A primeira forma de diálogo entre o Código de Defesa do Consumidor (CDC) e o Código Civil de 2002 (CC/2002) é denominada “diálogo sistemático de coerência”. Esse tipo de interação ocorre quando, ao se aplicar as duas leis simultaneamente, uma delas fornece uma base conceitual para a outra[8].

Um exemplo claro dessa aplicação pode ser observado nas relações de compra e venda. Nesse contexto, o Código Civil define as regras gerais para a transação (como o contrato de compra e venda), enquanto o CDC entra para garantir os direitos do consumidor, como a proteção contra cláusulas abusivas ou a obrigação de fornecer informações claras.

Ou seja, o Código Civil estabelece a estrutura da relação, enquanto o CDC aplica-se para proteger os interesses da parte mais vulnerável, que é o consumidor, assegurando assim uma coerência entre as normas.

A segunda forma de diálogo é denominada “diálogo de influências recíprocas sistemáticas”, que ocorre quando os conceitos de uma lei influenciam ou moldam os conceitos de outra.

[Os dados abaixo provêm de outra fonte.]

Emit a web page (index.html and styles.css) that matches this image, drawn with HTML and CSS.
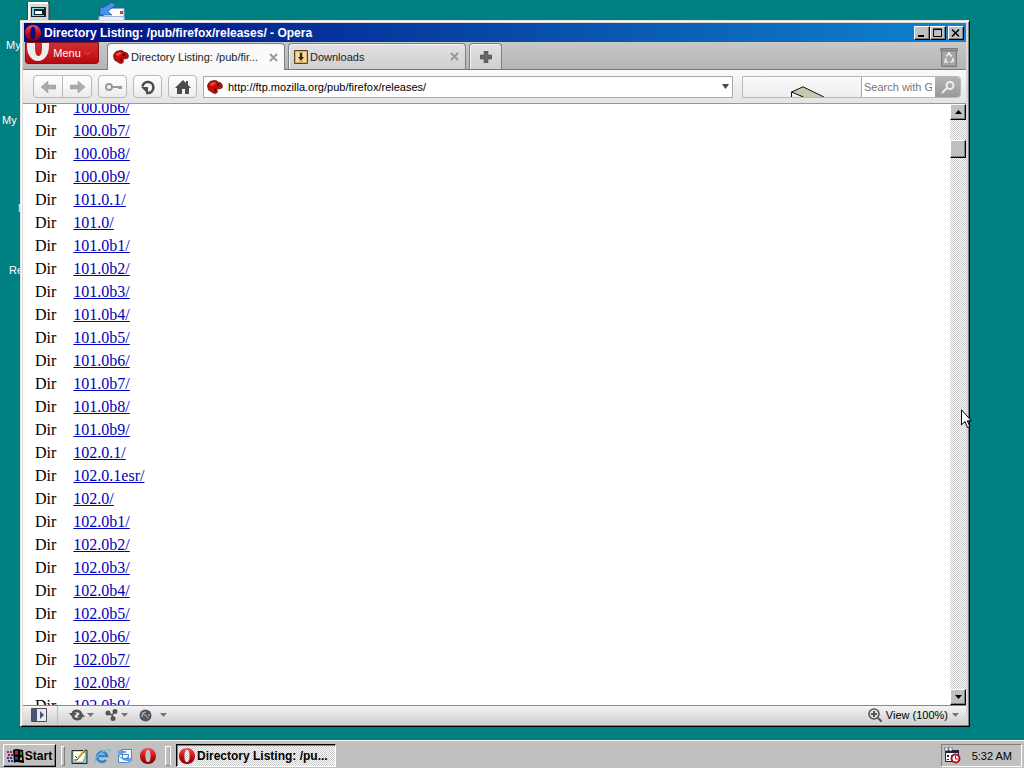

A ideia é que tanto as normas gerais quanto as especiais se influenciam mutuamente.

 Claudia Lima Marques usa o termo “diálogo de doublé sens” para descrever essa relação bidirecional. Isso pode ser observado quando da análise do conceito de consumidor, que, embora seja definido principalmente pelo CDC, pode sofrer influências do Código Civil, especialmente no que diz respeito a disposições que envolvem obrigações e responsabilidade civil[9].

O terceiro diálogo é chamado “diálogo de complementaridade ou subsidiariedade”. Aqui, as duas leis se aplicam de forma coordenada, com uma norma complementando a outra. O “diálogo de complementaridade” ocorre quando uma norma preenche lacunas da outra de maneira direta, enquanto o “diálogo de subsidiariedade” se dá quando uma norma entra em cena apenas quando a outra não for suficiente para resolver a questão[10].

Um exemplo desse diálogo está nos contratos de adesão, que são simultaneamente contratos de consumo. Nesse caso, além das disposições gerais do Código Civil, que protegem contra cláusulas abusivas em contratos de adesão (artigos 423 e 424), aplica-se também a proteção prevista no CDC. As duas legislações se aplicam de forma coordenada, com o Código Civil regulando as bases do contrato e o CDC protegendo o consumidor da abusividade e da falta de transparência.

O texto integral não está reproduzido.